In light of this reality, the characterization of SBA’s workshare rule in GAO’s decision (reflected above) leaves the decision open to interpretation that the 40 percent workshare requirement is tied to the full scope of work. The lack of clarity therefore makes it difficult to know exactly how GAO analyzed the 40 percent workshare rule in the protest. Indeed, on the face of the decision, it appears at least possible that the agency may have inadvertently included the subcontractor’s workshare in its analysis.

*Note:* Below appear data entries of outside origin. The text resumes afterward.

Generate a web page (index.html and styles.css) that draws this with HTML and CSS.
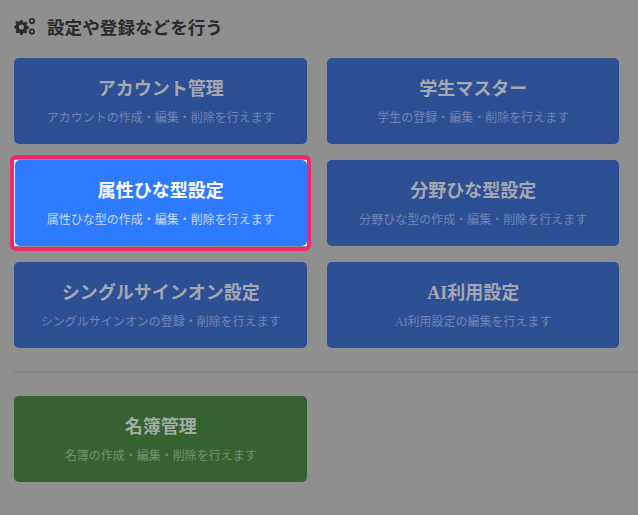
FILE: index.html
```html
<!DOCTYPE html>
<html lang="ja">
<head>
    <meta charset="UTF-8">
    <meta name="viewport" content="width=device-width, initial-scale=1.0">
    <title>設定</title>
    <link rel="stylesheet" href="styles.css">
</head>

<body>
    <main class="settings">
        <h2 class="settings-title">
            <svg class="settings-icon" viewBox="0 0 20 16" aria-hidden="true">
                <path fill-rule="evenodd" d="M5.500 2h2.200l.4 1.700 1.200.5 1.500-.9 1.500 1.500-.9 1.500.5 1.200 1.700.4v2.200l-1.700.4-.5 1.200.9 1.500-1.500 1.500-1.500-.9-1.200.5-.4 1.700H5.500l-.4-1.700-1.200-.5-1.500.9-1.500-1.500.9-1.500-.5-1.200L0 9.500V7.300l1.300-.4.5-1.200-.9-1.500 1.500-1.500 1.500.9 1.200-.5zM6.600 6a2.400 2.400 0 1 0 0 4.800 2.400 2.400 0 0 0 0-4.800z"/>
                <path fill-rule="evenodd" d="M16.500 0a2.900 2.900 0 1 1 0 5.800 2.900 2.900 0 0 1 0-5.800zm0 1.700a1.200 1.200 0 1 0 0 2.400 1.200 1.200 0 0 0 0-2.400zM16.500 9.800a2.900 2.900 0 1 1 0 5.800 2.900 2.900 0 0 1 0-5.800zm0 1.700a1.200 1.200 0 1 0 0 2.400 1.200 1.200 0 0 0 0-2.400z"/>
            </svg>
            設定や登録などを行う
        </h2>

        <div class="card-grid">
            <a class="card card-blue" href="#">
                <strong>アカウント管理</strong>
                <span>アカウントの作成・編集・削除を行えます</span>
            </a>
            <a class="card card-blue" href="#">
                <strong>学生マスター</strong>
                <span>学生の登録・編集・削除を行えます</span>
            </a>
            <a class="card card-active" href="#">
                <strong>属性ひな型設定</strong>
                <span>属性ひな型の作成・編集・削除を行えます</span>
            </a>
            <a class="card card-blue" href="#">
                <strong>分野ひな型設定</strong>
                <span>分野ひな型の作成・編集・削除を行えます</span>
            </a>
            <a class="card card-blue" href="#">
                <strong>シングルサインオン設定</strong>
                <span>シングルサインオンの登録・削除を行えます</span>
            </a>
            <a class="card card-blue" href="#">
                <strong>AI利用設定</strong>
                <span>AI利用設定の編集を行えます</span>
            </a>
        </div>

        <hr class="divider">

        <div class="card-grid">
            <a class="card card-green" href="#">
                <strong>名簿管理</strong>
                <span>名簿の作成・編集・削除を行えます</span>
            </a>
        </div>
    </main>
</body>

</html>
```

FILE: styles.css
```css
body {
    margin: 0;
    background-color: #8f8f8f;
    font-family: "Liberation Serif", "Noto Sans CJK JP", serif;
    overflow: hidden;
}

.settings {
    padding: 14px 0 0 14px;
}

.settings-title {
    display: flex;
    align-items: center;
    gap: 11px;
    margin: 0 0 19px;
    height: 25px;
    font-size: 17.6px;
    font-weight: 700;
    color: #2b2b2b;
}

.settings-icon {
    width: 22px;
    height: 17px;
    fill: #2b2b2b;
}

.card-grid {
    display: grid;
    grid-template-columns: 292.5px 292.5px;
    column-gap: 20px;
    row-gap: 16px;
}

.card {
    position: relative;
    display: flex;
    flex-direction: column;
    align-items: center;
    height: 86px;
    box-sizing: border-box;
    padding: 18px 0 0 1px;
    border-radius: 5px;
    text-decoration: none;
    white-space: nowrap;
}

.card strong {
    font-size: 18px;
    line-height: 27px;
    font-weight: 700;
}

.card span {
    margin-top: 6px;
    font-size: 12px;
    line-height: 18px;
}

.card-blue {
    background-color: #2d4f94;
    color: #a5a8b0;
}

.card-blue span {
    color: #6f84b3;
}

.card-green {
    background-color: #356330;
    color: #a3aca3;
}

.card-green span {
    color: #6f9170;
}

/* highlighted step of the tour */
.card-active {
    background-color: #2f7bff;
    color: #fff;
    box-shadow: inset 1px 0 #fff;
}

.card-active span {
    color: #c4d9ff;
}

.card-active::before {
    content: "";
    position: absolute;
    inset: -5px -4px;
    border: 4px solid #f0286e;
    border-radius: 6px;
}

.card-active::after {
    content: "";
    position: absolute;
    inset: 0;
    z-index: -1;
    background-color: #fff;
}

.divider {
    height: 2px;
    margin: 23px 0 23px;
    border: 0;
    background-color: #848484;
}
```
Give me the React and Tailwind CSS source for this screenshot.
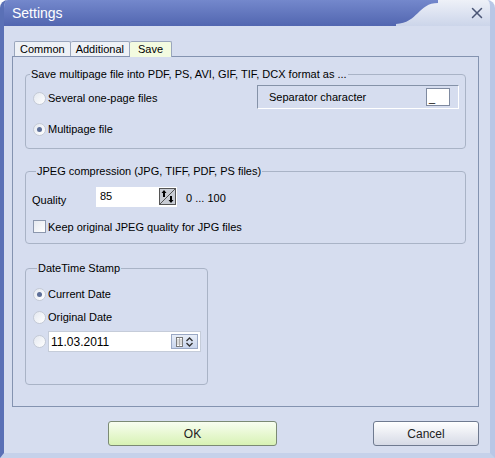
import { X } from "lucide-react";

const font = { fontFamily: '"Liberation Sans", Arial, sans-serif' };

function Radio({ checked }) {
  return (
    <span className="w-[13px] h-[13px] rounded-full border border-[#c4cad6] bg-gradient-to-br from-[#e4e8f0] to-[#ffffff] flex items-center justify-center shrink-0">
      {checked && <span className="w-[5px] h-[5px] rounded-full bg-[#5d6f99]" />}
    </span>
  );
}

function Group({ title, className, children }) {
  return (
    <fieldset className={"border border-[#a9b3c6] rounded-[4px] " + className}>
      <legend className="ml-[4px] px-[1px] text-[11px] leading-[14px] text-black">{title}</legend>
      {children}
    </fieldset>
  );
}

export default function App() {
  return (
    <div
      className="w-[495px] h-[458px] bg-[#d6ddef] rounded-t-[8px] overflow-hidden flex flex-col border-l-[4px] border-l-[#5a70b6] border-r-[5px] border-r-[#b9c7e6] border-b-[5px] border-b-[#c5d1ea] text-[11px] text-black"
      style={font}
    >
      {/* title bar */}
      <div className="h-[26px] flex shrink-0">
        <div className="flex-1 bg-gradient-to-b from-[#7488cc] to-[#5266b0] flex items-center pl-[8px]">
          <span className="text-white text-[14px]">Settings</span>
        </div>
        <svg width="42" height="26" viewBox="0 0 42 26" className="shrink-0">
          <defs>
            <linearGradient id="lt" x1="0" y1="0" x2="0" y2="1">
              <stop offset="0" stopColor="#eef1f8" />
              <stop offset="1" stopColor="#ccd5ea" />
            </linearGradient>
            <linearGradient id="dk" x1="0" y1="0" x2="0" y2="1">
              <stop offset="0" stopColor="#7488cc" />
              <stop offset="1" stopColor="#5266b0" />
            </linearGradient>
          </defs>
          <rect width="42" height="26" fill="url(#lt)" />
          <path d="M0 0 H42 V3 C22 3 22 23 0 24 V26 H0 Z" fill="url(#dk)" />
        </svg>
        <div className="w-[52px] bg-gradient-to-b from-[#eef1f8] to-[#ccd5ea] flex items-center justify-end pr-[4px]">
          <X size={18} strokeWidth={2} className="text-[#4a5575]" />
        </div>
      </div>

      {/* body */}
      <div className="flex-1 pl-[8px] pr-[11px] pt-[14px] flex flex-col">
        <div className="flex h-[16px] items-end pl-[2px]">
          <div className="h-[15px] px-[5px] border border-b-0 border-[#9aa6bc] bg-[#eef1f6] leading-[14px] rounded-t-[2px]">Common</div>
          <div className="h-[15px] px-[5px] border border-b-0 border-l-0 border-[#9aa6bc] bg-[#eef1f6] leading-[14px] rounded-t-[2px]">Additional</div>
          <div className="h-[16px] px-[8px] border border-b-0 border-l-0 border-[#9aa6bc] bg-[#f3fbe0] leading-[15px] rounded-t-[2px] -mb-px relative">Save</div>
        </div>

        <div className="h-[351px] border border-[#8493b0] px-[12px] pt-[10px] flex flex-col">
          <Group title="Save multipage file into PDF, PS, AVI, GIF, TIF, DCX format as ..." className="h-[82px] flex">
            <div className="flex-1 flex flex-col pl-[7px] pt-[10px] gap-[16px]">
              <div className="flex items-center gap-[2px] h-[15px]">
                <Radio />
                <span>Several one-page files</span>
              </div>
              <div className="flex items-center gap-[2px] h-[15px]">
                <Radio checked />
                <span>Multipage file</span>
              </div>
            </div>
            <div className="w-[202px] h-[24px] mr-[6px] mt-[4px] border border-[#8592a8] border-r-white border-b-white flex items-center justify-between pl-[11px] pr-[8px]">
              <span>Separator character</span>
              <div className="w-[24px] h-[18px] bg-white border border-[#7f8aa0] flex items-end pl-[2px] pb-[2px] leading-[10px]">_</div>
            </div>
          </Group>

          <Group title="JPEG compression (JPG, TIFF, PDF, PS files)" className="h-[80px] mt-[15px] flex flex-col pl-[6px]">
            <div className="flex items-center mt-[8px]">
              <span className="w-[64px] pt-[6px]">Quality</span>
              <div className="w-[81px] h-[20px] bg-white flex items-start justify-between pl-[4px] pr-[1px] pt-[1px]">
                <span>85</span>
                <svg width="17" height="17" viewBox="0 0 17 17">
                  <rect x="0.5" y="0.5" width="16" height="16" fill="#c8ccd4" stroke="#555" />
                  <path d="M1 16 L16 1" stroke="#555" />
                  <path d="M5 2 L2.5 5 H4 V9 H6 V5 H7.5 Z" fill="#000" />
                  <path d="M12 15 L9.5 12 H11 V8 H13 V12 H14.5 Z" fill="#000" />
                </svg>
              </div>
              <span className="ml-[9px] pt-[2px]">0 ... 100</span>
            </div>
            <div className="flex items-center mt-[10px] pl-[1px] gap-[2px]">
              <span className="w-[13px] h-[13px] border border-[#8c97ad] bg-gradient-to-br from-[#e6e9f0] to-white" />
              <span>Keep original JPEG quality for JPG files</span>
            </div>
          </Group>

          <Group title="DateTime Stamp" className="w-[183px] h-[124px] mt-[17px] flex flex-col pl-[7px] pt-[12px]">
            <div className="flex items-center gap-[2px] h-[15px]">
              <Radio checked />
              <span>Current Date</span>
            </div>
            <div className="flex items-center gap-[2px] h-[15px] mt-[8px]">
              <Radio />
              <span>Original Date</span>
            </div>
            <div className="flex items-center gap-[2px] mt-[6px]">
              <Radio />
              <div className="w-[153px] h-[21px] bg-white border border-[#c5ccd9] flex items-center justify-between pl-[2px] pr-[2px]">
                <span className="text-[12px]">11.03.2011</span>
                <div className="w-[27px] h-[15px] bg-gradient-to-b from-[#e8eef8] to-[#c9d5ec] border border-[#9aa8c4] flex items-center justify-center gap-[2px]">
                  <svg width="7" height="10" viewBox="0 0 7 10">
                    <rect x="0.5" y="0.5" width="6" height="9" fill="#fff" stroke="#777" />
                    <path d="M0.5 3 H6.5 M0.5 5 H6.5 M0.5 7 H6.5 M3.5 0.5 V9.5" stroke="#999" strokeWidth="0.7" />
                  </svg>
                  <svg width="9" height="10" viewBox="0 0 9 10">
                    <path d="M1.5 4 L4.5 1 L7.5 4 M1.5 6 L4.5 9 L7.5 6" stroke="#333" strokeWidth="1.4" fill="none" />
                  </svg>
                </div>
              </div>
            </div>
          </Group>
        </div>

        <div className="flex mt-[14px] pl-[96px] justify-between">
          <button className="w-[169px] h-[25px] rounded-[3px] border border-[#7b8a74] bg-gradient-to-b from-[#f8fef0] to-[#d8f2b4] text-[#222] text-[12px]">
            OK
          </button>
          <button className="w-[106px] h-[25px] rounded-[3px] border border-[#6f7a90] bg-gradient-to-b from-white to-[#d6dae6] text-[#222] text-[12px]">
            Cancel
          </button>
        </div>
      </div>
    </div>
  );
}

Of course, this is conjecture and the protégé may not have shown that it met SBA’s workshare rule.  So, interpreting the decision in foregoing manner may not reflect the reality of what transpired in the protest. After all, GAO’s decision contains redactions in key places.  Moreover, as a deciding tribunal, GAO necessarily enjoys editorial liberties when selecting what parts of the record and briefs to highlight in its decisions.  Nevertheless, the above interpretation is worth noting given how the decision characterized the 40 percent workshare requirement and what a casual industry observer might glean from it.

Takeaway

As shown above, SBA’s regulatory landscape for joint ventures is multifaceted and complex. As procuring agencies endeavor to evaluate joint venture offerors under SBA’s rubric, one thing seems clear: an agency must consider the work performed and qualifications held by each member when evaluating the capabilities, past performance, and experience of a joint venture and that, as part of that consideration, an agency may also account for the reality that a protégé or small business member is expected to meet SBA’s 40 percent workshare rule. To that end, members of joint ventures should take this into account when writing proposals (including past performance and experience examples) in response to government solicitations.

__________

[1] – SBA also took the position that an “offeror’s ability to meet SBA’s regulatory requirements should be treated as a determination of contractor responsibility.”  GAO did not rule on this issue, but this statement sheds light into SBA’s thinking, which may inevitably resurface in another protest.